Maggie Kerwin: It looks like the horse is made of wood. I think she used sticks to show that animals are really cool. They are part of nature. It is the same size as a horse, but not realistic. I think it would have been hard to make this sculpture. It is tall. She was probably not that tall.
CK: It’s always Claes Oldenburg and Coosje van Bruggen’s Spoonbridge and Cherry. They are as-tounded by the size. The second favorite seems to be Gehry’s fish. They love the fact that it, too, is so large and that it is leaping out of the water.
MK: Spoonbridge is very realistic. It is enormous. We need food. Especially healthy stuff. Like fruit. The fish also is enormous. It’s easier to see it that way. You can see through the glass. It is pretty much what real fish look like. The scales are diamonds.
Do you have a favorite piece in the Garden?
FB: Brower Hatcher’s Prophecy of the Ancients–I love how it seems to transcend time, being both primitive and futuristic at the same time.

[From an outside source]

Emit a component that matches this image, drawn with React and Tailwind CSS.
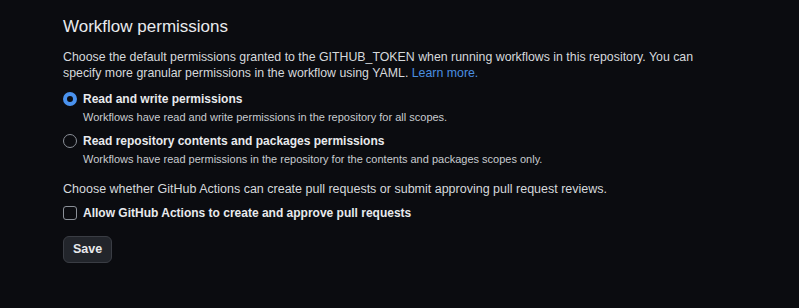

CK: I really like Charles Ginnever’s Nautilus. I have young children weave in and out of it and look up at it from underneath to see the different parts. I also like the fact that the sculptor was thinking of origami when he made it.
SW: I have two favorites: Prophecy of the Ancients, because it is strikingly beautiful and rich in its interpretive potential; and Double Curve, because the purity of its form and the monumentality of its scale leave me speechless . . . which can be awkward for a tour guide.